1:55 pm. Less than an hour in, and the Department’s representatives have mentioned at least a half-dozen times that they are working off the NEA’s research on evaluation models. In fact, the only piece of research on teacher evaluation that the Department put forward to stakeholder group members was a report from the NEA. This is a smart move on the Department’s part. It helps focus the group (the Department has identified two models from the NEA report that it intends to explore), and it defuses, at least somewhat, what is likely to be some resistance from the MEA.

1:45 pm. So what is this stakeholder group to do? Simply put, it must approve at least ONE evaluation system for teachers and principals that uses student achievement data.  The panel can approve more than one model, of course, but is under the gun to get at least one approved before May 14.  Deputy Commissioner Faherty is doing an admirable job keeping the group focused on this one task.

1:35 pm. The Department’s Wanda Monthey is leading off by describing why it is that this stakeholder group has been assembled and why it has such a short time frame in which to complete its work. (Governor Baldacci has given the group until May 14 to agree on at least one performance-based evaluation model.) In essence, the time crunch comes from the state’s need to be in compliance with federal law in order to compete for the Race to the Top program, the application for which is due June 1. If this panel fails to get that done, Maine will be ineligible for the Race to the Top competition and may face barriers to accessing other federal education funds as well.

1:10 pm.

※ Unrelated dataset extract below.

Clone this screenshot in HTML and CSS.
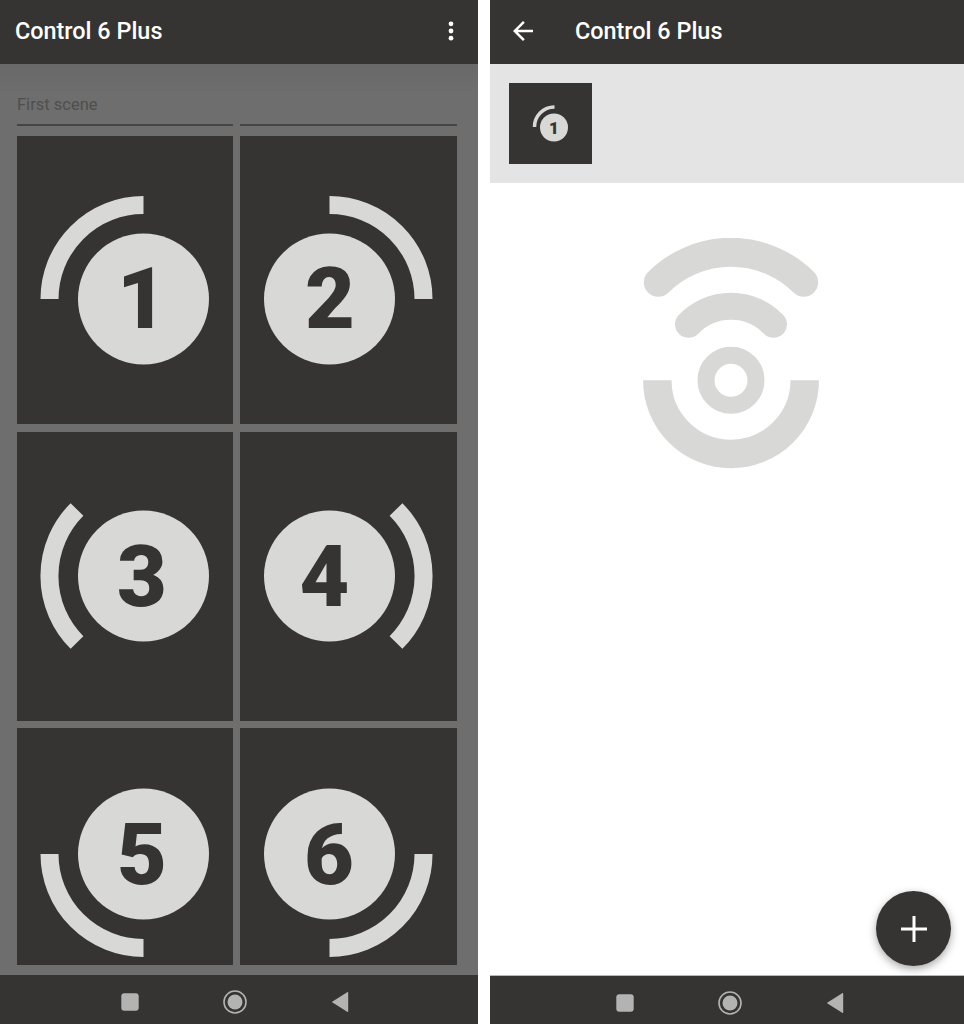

The controversial stakeholder group tasked with approving teacher and administrator evaluation systems which use student achievement data has convened in Augusta and has been brought to order by Deputy Commissioner Angela Faherty.

Our friends at have put together the list of stakeholder group members, and introductions are being done as we speak.

There does not seem to be an agenda for the meeting, but we do know that Gov. Baldacci will be visiting to say a few words later today.